Earlier this year we had the privilege of hearing Kenyan Mark Kamau speak at Cape Town’s Design Indaba conference. Mark’s belief in human-centered design as a powerful tool for social and economic change, together with his passion and determination to see his vision come to fruition, made for a palpable and hugely inspiring talk.
How Mark got into the world of technology is a story in its own right. He grew up in Mathare in Kenya and as a boy, he saw football as a way to better himself. However, when he realized that the football federation was broke and that his mother couldn’t afford to send him to university, he enrolled to do Nairobits, a free digital design course run by the Dutch organization, Butterfly Works. Mark was on the program for two years and in that time learned how to build websites and became interested in urban planning and design. When Mark and a friend won a bid to design a website for the Dutch Embassy, it was a watershed moment and the launchpad for a career that saw him move to the Netherlands and Germany a few years later, where he worked in design in the tech sector. But his yearning to apply what he had learned back home remained and so a few years later he returned home and set up Africa’s first UX lab for start-ups, as part of iHub, a non-profit established by Erik Hersman and Juliana Rotich of Ushahidi.
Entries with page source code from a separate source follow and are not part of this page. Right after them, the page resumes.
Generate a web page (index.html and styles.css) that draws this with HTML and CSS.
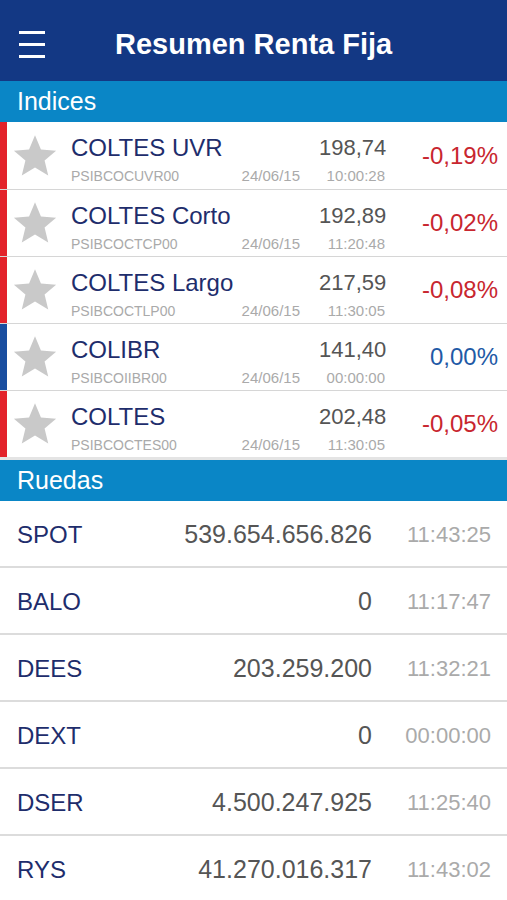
FILE: index.html
```html
<!DOCTYPE html>
<html lang="es">
<head>
    <meta charset="UTF-8">
    <meta name="viewport" content="width=device-width, initial-scale=1.0">
    <title>Resumen Renta Fija</title>
    <link rel="stylesheet" href="styles.css">
</head>
<body>
    <header class="topbar">
        <div class="menu">
            <span></span><span></span><span></span>
        </div>
        <h1 class="title">Resumen Renta Fija</h1>
    </header>

    <div class="section">Indices</div>
    <div class="indices">
        <div class="index down">
            <div class="flag"></div>
            <svg class="star" viewBox="0 0 24 24"><polygon points="12,1.2 15.1,8.6 23,9.2 17,14.4 18.9,22.2 12,18 5.1,22.2 7,14.4 1,9.2 8.9,8.6"/></svg>
            <div class="info">
                <div class="name">COLTES UVR</div>
                <div class="value">198,74</div>
                <div class="code">PSIBCOCUVR00</div>
                <div class="date">24/06/15</div>
                <div class="time">10:00:28</div>
            </div>
            <div class="pct">-0,19%</div>
        </div>
        <div class="index down">
            <div class="flag"></div>
            <svg class="star" viewBox="0 0 24 24"><polygon points="12,1.2 15.1,8.6 23,9.2 17,14.4 18.9,22.2 12,18 5.1,22.2 7,14.4 1,9.2 8.9,8.6"/></svg>
            <div class="info">
                <div class="name">COLTES Corto</div>
                <div class="value">192,89</div>
                <div class="code">PSIBCOCTCP00</div>
                <div class="date">24/06/15</div>
                <div class="time">11:20:48</div>
            </div>
            <div class="pct">-0,02%</div>
        </div>
        <div class="index down">
            <div class="flag"></div>
            <svg class="star" viewBox="0 0 24 24"><polygon points="12,1.2 15.1,8.6 23,9.2 17,14.4 18.9,22.2 12,18 5.1,22.2 7,14.4 1,9.2 8.9,8.6"/></svg>
            <div class="info">
                <div class="name">COLTES Largo</div>
                <div class="value">217,59</div>
                <div class="code">PSIBCOCTLP00</div>
                <div class="date">24/06/15</div>
                <div class="time">11:30:05</div>
            </div>
            <div class="pct">-0,08%</div>
        </div>
        <div class="index flat">
            <div class="flag"></div>
            <svg class="star" viewBox="0 0 24 24"><polygon points="12,1.2 15.1,8.6 23,9.2 17,14.4 18.9,22.2 12,18 5.1,22.2 7,14.4 1,9.2 8.9,8.6"/></svg>
            <div class="info">
                <div class="name">COLIBR</div>
                <div class="value">141,40</div>
                <div class="code">PSIBCOIIBR00</div>
                <div class="date">24/06/15</div>
                <div class="time">00:00:00</div>
            </div>
            <div class="pct">0,00%</div>
        </div>
        <div class="index down">
            <div class="flag"></div>
            <svg class="star" viewBox="0 0 24 24"><polygon points="12,1.2 15.1,8.6 23,9.2 17,14.4 18.9,22.2 12,18 5.1,22.2 7,14.4 1,9.2 8.9,8.6"/></svg>
            <div class="info">
                <div class="name">COLTES</div>
                <div class="value">202,48</div>
                <div class="code">PSIBCOCTES00</div>
                <div class="date">24/06/15</div>
                <div class="time">11:30:05</div>
            </div>
            <div class="pct">-0,05%</div>
        </div>
    </div>

    <div class="section">Ruedas</div>
    <div class="ruedas">
        <div class="rueda"><span class="rname">SPOT</span><span class="amount">539.654.656.826</span><span class="rtime">11:43:25</span></div>
        <div class="rueda"><span class="rname">BALO</span><span class="amount">0</span><span class="rtime">11:17:47</span></div>
        <div class="rueda"><span class="rname">DEES</span><span class="amount">203.259.200</span><span class="rtime">11:32:21</span></div>
        <div class="rueda"><span class="rname">DEXT</span><span class="amount">0</span><span class="rtime">00:00:00</span></div>
        <div class="rueda"><span class="rname">DSER</span><span class="amount">4.500.247.925</span><span class="rtime">11:25:40</span></div>
        <div class="rueda"><span class="rname">RYS</span><span class="amount">41.270.016.317</span><span class="rtime">11:43:02</span></div>
    </div>
</body>
</html>
```

FILE: styles.css
```css
body {
    margin: 0;
    font-family: "Liberation Sans", Arial, sans-serif;
    background-color: #fff;
    overflow: hidden;
}
.topbar {
    height: 73px;
    padding-top: 8px;
    background-color: #133884;
    display: flex;
    align-items: center;
}
.menu {
    width: 26px;
    margin-left: 19px;
    display: flex;
    flex-direction: column;
    gap: 9px;
}
.menu span {
    display: block;
    height: 3px;
    background-color: #fff;
}
.title {
    margin: 0 0 0 70px;
    color: #fff;
    font-size: 29px;
    font-weight: bold;
}
.section {
    height: 41px;
    line-height: 41px;
    background-color: #0a86c6;
    color: #fff;
    font-size: 25px;
    padding-left: 17px;
}
.indices {
    border-bottom: 3px solid #e4e4e4;
}
.index {
    height: 66px;
    display: flex;
    align-items: stretch;
    border-top: 1px solid #d6d6d6;
}
.index:first-child {
    border-top: none;
    height: 67px;
}
.flag {
    width: 7px;
}
.down .flag {
    background-color: #e3232b;
}
.flat .flag {
    background-color: #1a4ea0;
}
.star {
    width: 46px;
    height: 46px;
    margin: 0 13px 0 5px;
    align-self: center;
    fill: #c9c9c9;
}
.info {
    width: 314px;
    display: grid;
    grid-template-columns: 1fr auto 66px;
    grid-template-rows: 28px 16px;
    column-gap: 19px;
    row-gap: 6px;
    padding-top: 12px;
}
.name {
    grid-column: 1 / 3;
    font-size: 24px;
    line-height: 28px;
    color: #1e2d6c;
    white-space: nowrap;
}
.value {
    font-size: 22px;
    line-height: 28px;
    color: #555;
    text-align: right;
}
.code, .date, .time {
    font-size: 15px;
    line-height: 16px;
    color: #aaa;
}
.code {
    font-size: 14px;
}
.time {
    text-align: right;
}
.pct {
    flex: 1;
    align-self: center;
    text-align: right;
    padding-right: 9px;
    font-size: 24px;
}
.down .pct {
    color: #c8262f;
}
.flat .pct {
    color: #1f5aa6;
}
.rueda {
    height: 63px;
    display: flex;
    align-items: center;
    padding: 2px 16px 0 17px;
    border-bottom: 2px solid #dcdcdc;
}
.rname {
    width: 120px;
    font-size: 24px;
    color: #1e2d6c;
}
.amount {
    flex: 1;
    text-align: right;
    font-size: 25px;
    color: #555;
}
.rtime {
    width: 119px;
    text-align: right;
    font-size: 22px;
    color: #aaa;
}
```
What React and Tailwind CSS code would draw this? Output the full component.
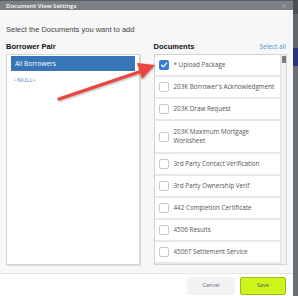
import React from 'react'

const DOCS = [
  { name: '* Upload Package', checked: true },
  { name: "203K Borrower's Acknowledgment" },
  { name: '203K Draw Request' },
  { name: '203K Maximum Mortgage Worksheet', tall: true },
  { name: '3rd Party Contact Verification' },
  { name: '3rd Party Ownership Verif' },
  { name: '442 Completion Certificate' },
  { name: '4506 Results' },
  { name: '4506T Settlement Service' },
]

function Checkbox({ checked }) {
  if (checked) {
    return (
      <div className="w-[10px] h-[10px] rounded-[2px] bg-[#3b7fd4] flex items-center justify-center flex-shrink-0">
        <svg width="8" height="8" viewBox="0 0 10 10" fill="none">
          <path d="M1.8 5.2 L4 7.4 L8.4 2.6" stroke="white" strokeWidth="1.6" strokeLinecap="round" strokeLinejoin="round" />
        </svg>
      </div>
    )
  }
  return <div className="w-[10px] h-[10px] rounded-[2px] border border-[#c9c9c9] bg-white flex-shrink-0" />
}

export default function App() {
  return (
    <div className="relative w-[298px] h-[296px] flex overflow-hidden" style={{ fontFamily: '"Open Sans", "Liberation Sans", sans-serif' }}>
      {/* Dialog */}
      <div className="w-[293px] h-full flex flex-col bg-white">
        {/* Header */}
        <div className="h-[14px] bg-[#7c8086] border-t border-[#5a5d62] flex items-center justify-between px-[6px]">
          <span className="text-[6px] font-semibold text-white leading-none">Document View Settings</span>
          <span className="text-[9px] text-[#a3a7ab] leading-none">×</span>
        </div>

        {/* Body */}
        <div className="flex-1 bg-[#f7f7f7] border-b border-[#e4e4e4] px-[6px] pt-[15px] flex flex-col">
          <p className="text-[7.5px] text-[#444] leading-[10px]" style={{ fontFamily: '"Liberation Sans", sans-serif' }}>
            Select the Documents you want to add
          </p>

          <div className="flex gap-[14px] mt-[6px] flex-1 h-0 pb-[8px]">
            {/* Borrower Pair */}
            <div className="w-[135px] flex flex-col">
              <div className="h-[12px] flex items-center text-[7.5px] font-bold text-[#111]" style={{ fontFamily: '"Liberation Sans", sans-serif' }}>
                Borrower Pair
              </div>
              <div className="mt-[1px] flex-1 bg-white border border-[#d4d4d4] shadow-[1px_1px_0_#dcdcdc] px-[4px] pt-[1px]">
                <div className="h-[15px] bg-[#3775b6] flex items-center px-[4px] text-[6.5px] text-white">All Borrowers</div>
                <div className="mt-[5px] px-[3px] text-[6px] text-[#4a86c8]">&lt;NULL&gt;</div>
              </div>
            </div>

            {/* Documents */}
            <div className="w-[135px] flex flex-col">
              <div className="h-[12px] flex items-center justify-between">
                <span className="text-[7.5px] font-bold text-[#111]" style={{ fontFamily: '"Liberation Sans", sans-serif' }}>Documents</span>
                <span className="text-[6.5px] text-[#4a8fd0] mr-[1px]">Select all</span>
              </div>
              <div className="mt-[1px] flex-1 h-0 bg-white border border-[#d4d4d4] flex overflow-hidden">
                <div className="flex-1 flex flex-col">
                  {DOCS.map(d => (
                    <div
                      key={d.name}
                      className={`flex items-center gap-[5px] pl-[4px] pr-[2px] border-b-2 border-[#e8e8e8] flex-shrink-0 ${d.tall ? 'h-[33px]' : 'h-[22px]'}`}
                    >
                      <Checkbox checked={d.checked} />
                      <span className="text-[6.3px] text-[#555] leading-[8.5px]">
                        {d.tall ? (<>203K Maximum Mortgage<br />Worksheet</>) : d.name}
                      </span>
                    </div>
                  ))}
                </div>
                {/* Scrollbar */}
                <div className="w-[6px] bg-[#f1f1f1] border-l border-[#e2e2e2] pt-[1px] flex justify-center">
                  <div className="w-[4px] h-[7px] bg-[#7e7e7e]" />
                </div>
              </div>
            </div>
          </div>
        </div>

        {/* Footer */}
        <div className="h-[34px] bg-white flex items-center justify-end gap-[5px] pr-[7px] pt-[1px]">
          <button className="w-[48px] h-[18px] bg-[#f1f2f4] rounded-[2px] text-[5.5px] text-[#666]">Cancel</button>
          <button className="w-[46px] h-[18px] bg-[#cdf51b] border border-[#9dbb1d] rounded-[2px] text-[5.5px] text-[#556]">Save</button>
        </div>
      </div>

      {/* Background beside the dialog */}
      <div className="w-[5px] h-full flex flex-col">
        <div className="h-[14px] bg-[#4b4e53]" />
        <div className="h-[34px] bg-[#64676c]" />
        <div className="h-[18px] bg-[#2a3180]" />
        <div className="flex-1 bg-[#6b6e73]" />
      </div>

      {/* Red callout arrow */}
      <svg className="absolute left-0 top-0 pointer-events-none" width="298" height="296">
        <defs>
          <filter id="sh" x="-20%" y="-20%" width="140%" height="140%">
            <feDropShadow dx="0.5" dy="1" stdDeviation="0.8" floodColor="#000" floodOpacity="0.35" />
          </filter>
        </defs>
        <g filter="url(#sh)">
          <line x1="59" y1="99" x2="142" y2="71" stroke="#e8453c" strokeWidth="3.2" strokeLinecap="round" />
          <polygon points="155,65 137,63 142,79" fill="#e8453c" />
        </g>
      </svg>
    </div>
  )
}
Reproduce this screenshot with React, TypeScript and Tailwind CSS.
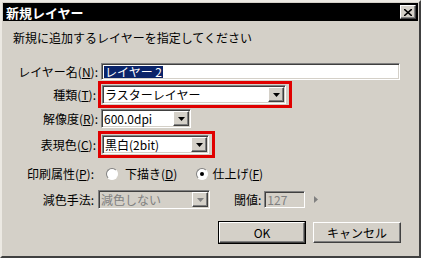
import React from 'react';

const font = { fontFamily: '"Noto Sans CJK JP", "Liberation Sans", sans-serif' };

const sunken =
  'border border-t-[#808080] border-l-[#808080] border-b-white border-r-white shadow-[inset_1px_1px_0_#404040,inset_-1px_-1px_0_#d4d0c8]';
const raised =
  'border border-t-white border-l-white border-b-[#404040] border-r-[#404040] shadow-[inset_-1px_-1px_0_#808080]';

const Mn: React.FC<{ label: string; k: string }> = ({ label, k }) => (
  <span>
    {label}(<span className="underline underline-offset-1">{k}</span>):
  </span>
);

const Arrow: React.FC<{ disabled?: boolean }> = ({ disabled }) => (
  <div className={`w-[16px] h-[15px] bg-[#d4d0c8] flex items-center justify-center ${raised}`}>
    <svg width="7" height="4" viewBox="0 0 7 4">
      <polygon points="0,0 7,0 3.5,4" fill={disabled ? '#808080' : '#000'} />
    </svg>
  </div>
);

const Select: React.FC<{ value: string; width: string; disabled?: boolean }> = ({ value, width, disabled }) => (
  <div className={`${width} h-[19px] ${disabled ? 'bg-[#d4d0c8] text-[#808080]' : 'bg-white text-black'} ${sunken} flex items-center pl-[2px] pr-[1px]`}>
    <span className="flex-1 leading-none whitespace-nowrap">{value}</span>
    <Arrow disabled={disabled} />
  </div>
);

const Radio: React.FC<{ checked?: boolean }> = ({ checked }) => (
  <div className="w-[12px] h-[12px] rounded-full bg-white border border-t-[#808080] border-l-[#808080] border-b-white border-r-white flex items-center justify-center">
    {checked && <div className="w-[4px] h-[4px] rounded-full bg-black" />}
  </div>
);

export default function App() {
  return (
    <div
      className="w-[421px] h-[258px] bg-[#d4d0c8] border-t-2 border-l-2 border-t-[#ece9e3] border-l-[#ece9e3] border-r-2 border-b-2 border-r-[#404040] border-b-[#404040] p-[1px] text-[12px] text-black overflow-hidden"
      style={font}
    >
      {/* title bar */}
      <div className="h-[18px] bg-black flex items-center justify-between pl-[3px] pr-[2px]">
        <span className="text-white font-bold text-[13px] leading-none">新規レイヤー</span>
        <div className={`w-[16px] h-[14px] bg-[#d4d0c8] flex items-center justify-center ${raised}`}>
          <svg width="8" height="7" viewBox="0 0 8 7">
            <path d="M0 0 L8 7 M8 0 L0 7" stroke="#000" strokeWidth="1.6" />
          </svg>
        </div>
      </div>

      <div className="pl-[10px] pt-[11px] leading-none">新規に追加するレイヤーを指定してください</div>

      <div className="flex flex-col mt-[19px]">
        {/* name */}
        <div className="flex items-center h-[17px]">
          <div className="w-[95px] text-right leading-none"><Mn label="レイヤー名" k="N" /></div>
          <div className={`ml-[3px] w-[299px] h-[17px] bg-white ${sunken} flex items-center pl-[2px]`}>
            <span className="bg-[#0a246a] text-white leading-none px-[1px]">レイヤー 2</span>
          </div>
        </div>

        {/* kind */}
        <div className="flex items-center mt-[1px]">
          <div className="w-[93px] text-right leading-none"><Mn label="種類" k="T" /></div>
          <div className="ml-[2px] border-[3px] border-[#e00000] p-[1px] pr-[3px]">
            <Select value="ラスターレイヤー" width="w-[184px]" />
          </div>
        </div>

        {/* resolution */}
        <div className="flex items-center mt-[1px]">
          <div className="w-[95px] text-right leading-none"><Mn label="解像度" k="R" /></div>
          <div className="ml-[3px]">
            <Select value="600.0dpi" width="w-[90px]" />
          </div>
        </div>

        {/* color */}
        <div className="flex items-center mt-[3px]">
          <div className="w-[93px] text-right leading-none"><Mn label="表現色" k="C" /></div>
          <div className="ml-[2px] border-[3px] border-[#e00000] p-[1px] pr-[3px]">
            <Select value="黒白(2bit)" width="w-[107px]" />
          </div>
        </div>

        {/* print */}
        <div className="flex items-center mt-[9px] h-[14px]">
          <div className="w-[91px] text-right leading-none"><Mn label="印刷属性" k="P" /></div>
          <div className="ml-[12px] flex items-center gap-[7px]">
            <Radio />
            <span className="leading-none">下描き(<span className="underline underline-offset-1">D</span>)</span>
          </div>
          <div className="ml-[19px] flex items-center gap-[4px]">
            <Radio checked />
            <span className="leading-none">仕上げ(<span className="underline underline-offset-1">F</span>)</span>
          </div>
        </div>

        {/* reduce */}
        <div className="flex items-center mt-[9px]">
          <div className="w-[91px] text-right leading-none">減色手法:</div>
          <div className="ml-[4px]">
            <Select value="減色しない" width="w-[112px]" disabled />
          </div>
          <span className="ml-[24px] leading-none">閾値:</span>
          <div className={`ml-[3px] w-[41px] h-[17px] bg-[#d4d0c8] ${sunken} flex items-center pl-[2px] text-[#808080] leading-none`}>
            127
          </div>
          <svg className="ml-[9px]" width="4" height="7" viewBox="0 0 4 7">
            <polygon points="0,0 4,3.5 0,7" fill="#808080" />
          </svg>
        </div>

        {/* buttons */}
        <div className="flex items-center mt-[12px] pl-[215px] gap-[7px]">
          <div className="w-[88px] h-[23px] border border-black">
            <div className={`w-full h-full bg-[#d4d0c8] ${raised} flex items-center justify-center leading-none`}>OK</div>
          </div>
          <div className={`w-[88px] h-[21px] bg-[#d4d0c8] ${raised} flex items-center justify-center leading-none`}>キャンセル</div>
        </div>
      </div>
    </div>
  );
}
From there he got the idea for BRCK, an innovative technology startup where Mark works as a User Experience Design Director. His focus is a single statistic: that more than 3 billion people globally are currently offline, the majority of whom are women. This informs everything that Mark and his team strive to do at BRCK and has led to the development of a range of products that they believe will change all that, one BRCK at a time.